Alan Bannister reckons some litigators would find being owned by a funder quite liberating. “There are certainly enough people in the market who would like the financial burden removed from them and to be left to do the day job,” he says. However, for Iain Miller, something “just doesn’t feel right” about such an arrangement. It is the solicitor’s lack of independence that concerns him, but “it may be that you don’t need it… One of the challenges of ABSs is that they bring in whole new areas of conflict”.

A class apart?

An area of particular interest is group or class actions. Only one third-party funder is currently backing class actions – Claims Funding International, which is supporting a case on the back of the global air freight cartel.
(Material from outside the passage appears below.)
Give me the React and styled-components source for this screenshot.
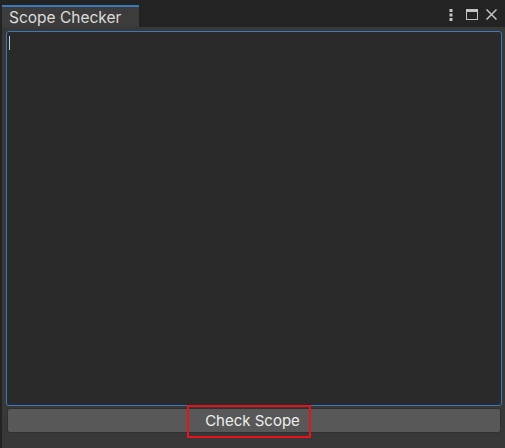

But such a case illustrates the problem of buying up a law firm based in England, says David Greene. “You’ll be looking for the best jurisdiction to start proceedings, and it’s not necessarily here.”

But if the Jackson recommendations, combined with the Civil Justice Council’s work, combine to make group and class actions more realistic than they are presently, could external investment bridge the funding gap that currently proves fatal to many potential claims? When Australian PI firm Slater & Gordon floated on the stock exchange in 2007, one of the reasons it gave was to build up a war-chest to properly investigate and prosecute class actions.

Mr Greene, an experienced commercial group action campaigner, is sceptical. Such cases are risky and “very time and cost consuming” – having run the Railtrack shareholders action, which involved 50,000 claimants, he has first-hand experience of just how resource-intensive these cases can be. The firm had to invest a lot of work-in-progress and hard cash to fund disbursements to make it work. “I don’t think [external funders] would take the risk,” he says.

ABSs are the big picture that loom behind the Jackson report. Looking beyond these areas where there is a direct link between the two, the post-ABS landscape could well be of more efficient and cheaper legal providers anyway, thereby doing the judge’s work for him to some extent. The difference between the two is that ABSs have a definite implementation date.